- Location: Bradford, West Yorkshire
- Country: United Kingdom
- Website: http://www.rocknations.com

History
- Founded: 2001
- Founder: Steve Gambill

= Rocknations =

Rocknations is the young people's ministry of Life Church UK in Bradford, England, Belfast, Northern Ireland and Warsaw, Poland. Weekly meetings are held for teenagers and young adults. Rocknations is also the name of the church's annual youth conference, held in August each year.

==Rocknations conference==

Rocknations Conference 2012.

The first Rocknations conference, for young people and their leaders, was held by Steve Gambill in 2001, with about 70 delegates. It has since grown to be one of the biggest Christian youth conferences in Europe, with attendance figures in excess of 2,000.

The conference continues to be an annual event on the LIFE Church UK Calendar and has been hosted in most recent years by David and Abigail Niblock and I AM FUTURE, the church's youth band. The conference features a mix of in-house and visiting speakers, live bands and various activities to keep delegates occupied. Activities usually include a skate park, football competitions, a game-zone, seminars and dance and music workshops.

Speakers have included Reinhard Bonnke, Joel Houston, Peter & Laura Toggs, Chad Veach, Andre Lesur, Mal Fletcher, Phil Dooley, Matthew Barnett, Ed Young and Carl Lentz. Visiting bands have included Switchfoot, Tree63, The Gentlemen, Gungor, Guvna B, Parachute Band and Hillsong United.
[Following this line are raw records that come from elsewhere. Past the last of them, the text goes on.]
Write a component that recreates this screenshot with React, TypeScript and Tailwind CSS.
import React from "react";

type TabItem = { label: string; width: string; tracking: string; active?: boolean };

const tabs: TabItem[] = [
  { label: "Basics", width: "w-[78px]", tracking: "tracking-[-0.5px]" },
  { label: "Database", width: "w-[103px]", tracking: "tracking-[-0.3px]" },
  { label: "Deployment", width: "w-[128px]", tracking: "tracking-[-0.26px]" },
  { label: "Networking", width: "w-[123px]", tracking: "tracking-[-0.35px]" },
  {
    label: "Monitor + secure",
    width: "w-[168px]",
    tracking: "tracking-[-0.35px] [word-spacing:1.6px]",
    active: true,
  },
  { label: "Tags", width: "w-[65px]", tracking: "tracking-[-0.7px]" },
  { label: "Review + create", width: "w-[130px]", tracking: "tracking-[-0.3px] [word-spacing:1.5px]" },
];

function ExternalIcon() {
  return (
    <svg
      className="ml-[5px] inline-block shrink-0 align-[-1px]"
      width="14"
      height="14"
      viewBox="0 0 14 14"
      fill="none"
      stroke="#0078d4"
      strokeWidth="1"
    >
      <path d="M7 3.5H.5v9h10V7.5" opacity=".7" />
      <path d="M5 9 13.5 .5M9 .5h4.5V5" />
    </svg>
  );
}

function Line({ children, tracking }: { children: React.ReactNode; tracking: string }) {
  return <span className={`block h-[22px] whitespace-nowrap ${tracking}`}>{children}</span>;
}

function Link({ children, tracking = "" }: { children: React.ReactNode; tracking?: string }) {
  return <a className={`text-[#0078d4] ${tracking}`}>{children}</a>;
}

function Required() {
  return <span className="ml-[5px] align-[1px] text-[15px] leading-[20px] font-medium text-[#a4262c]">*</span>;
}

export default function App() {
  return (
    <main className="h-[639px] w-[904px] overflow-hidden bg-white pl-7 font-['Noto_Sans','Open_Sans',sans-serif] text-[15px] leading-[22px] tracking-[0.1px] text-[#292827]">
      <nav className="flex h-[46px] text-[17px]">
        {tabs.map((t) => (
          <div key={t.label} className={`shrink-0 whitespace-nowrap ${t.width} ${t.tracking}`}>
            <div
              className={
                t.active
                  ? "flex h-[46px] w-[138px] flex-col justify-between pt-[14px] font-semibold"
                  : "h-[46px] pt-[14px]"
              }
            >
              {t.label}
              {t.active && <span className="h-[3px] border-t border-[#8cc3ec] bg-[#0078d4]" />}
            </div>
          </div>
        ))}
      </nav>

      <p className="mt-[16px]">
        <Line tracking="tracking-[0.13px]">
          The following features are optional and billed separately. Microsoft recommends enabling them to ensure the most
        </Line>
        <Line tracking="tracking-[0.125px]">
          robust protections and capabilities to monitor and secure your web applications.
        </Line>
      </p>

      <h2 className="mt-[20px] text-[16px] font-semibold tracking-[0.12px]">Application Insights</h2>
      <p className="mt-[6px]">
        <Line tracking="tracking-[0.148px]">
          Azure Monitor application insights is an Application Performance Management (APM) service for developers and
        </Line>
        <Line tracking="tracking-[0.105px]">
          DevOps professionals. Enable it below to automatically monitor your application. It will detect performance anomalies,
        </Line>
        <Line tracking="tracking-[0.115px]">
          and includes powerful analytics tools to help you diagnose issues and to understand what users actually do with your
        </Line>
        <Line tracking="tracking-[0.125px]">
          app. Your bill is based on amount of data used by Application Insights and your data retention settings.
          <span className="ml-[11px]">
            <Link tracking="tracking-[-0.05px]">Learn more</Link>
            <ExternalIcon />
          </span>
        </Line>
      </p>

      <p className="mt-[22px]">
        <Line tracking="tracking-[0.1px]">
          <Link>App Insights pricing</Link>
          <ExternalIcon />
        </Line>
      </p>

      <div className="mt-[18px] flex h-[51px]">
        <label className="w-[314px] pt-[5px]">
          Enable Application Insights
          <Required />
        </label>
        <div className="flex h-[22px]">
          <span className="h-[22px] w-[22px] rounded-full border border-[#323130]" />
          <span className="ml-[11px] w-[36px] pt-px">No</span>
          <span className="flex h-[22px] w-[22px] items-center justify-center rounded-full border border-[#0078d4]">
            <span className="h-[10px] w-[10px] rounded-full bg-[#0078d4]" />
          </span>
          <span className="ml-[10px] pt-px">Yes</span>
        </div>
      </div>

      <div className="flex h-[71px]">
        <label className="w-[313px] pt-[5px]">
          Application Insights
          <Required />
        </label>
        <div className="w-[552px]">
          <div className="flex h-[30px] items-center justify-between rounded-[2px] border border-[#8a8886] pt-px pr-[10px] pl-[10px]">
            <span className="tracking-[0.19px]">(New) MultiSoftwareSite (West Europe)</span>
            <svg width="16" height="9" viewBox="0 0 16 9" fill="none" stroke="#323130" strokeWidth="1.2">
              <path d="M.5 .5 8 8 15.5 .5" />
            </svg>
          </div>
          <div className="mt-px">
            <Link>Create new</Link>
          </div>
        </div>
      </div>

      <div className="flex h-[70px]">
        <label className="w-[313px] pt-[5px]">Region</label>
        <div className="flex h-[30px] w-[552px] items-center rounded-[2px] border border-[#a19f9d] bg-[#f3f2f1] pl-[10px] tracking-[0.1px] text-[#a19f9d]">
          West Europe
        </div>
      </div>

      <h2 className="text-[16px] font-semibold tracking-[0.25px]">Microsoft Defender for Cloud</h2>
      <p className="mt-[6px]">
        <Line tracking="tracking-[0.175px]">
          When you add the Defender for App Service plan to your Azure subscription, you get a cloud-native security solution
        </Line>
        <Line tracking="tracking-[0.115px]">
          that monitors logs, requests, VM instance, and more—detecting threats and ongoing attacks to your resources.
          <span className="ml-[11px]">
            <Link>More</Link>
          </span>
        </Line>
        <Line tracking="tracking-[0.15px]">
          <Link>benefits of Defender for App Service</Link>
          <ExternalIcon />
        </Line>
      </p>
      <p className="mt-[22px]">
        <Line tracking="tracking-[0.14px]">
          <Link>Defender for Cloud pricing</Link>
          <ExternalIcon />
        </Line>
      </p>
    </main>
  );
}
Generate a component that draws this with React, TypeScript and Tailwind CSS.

In past years, conference delegates have been given the opportunity to spend time in deprived areas of Bradford, helping with the church's social justice projects.

==Global reach==
In recent years, Rocknations has expanded its reach using radio and TV. Programmes are broadcast on God TV and United Christian Broadcasters. The ministry also has a weekly half-hour slot on Cross Rhythms radio; these programmes also released as podcasts.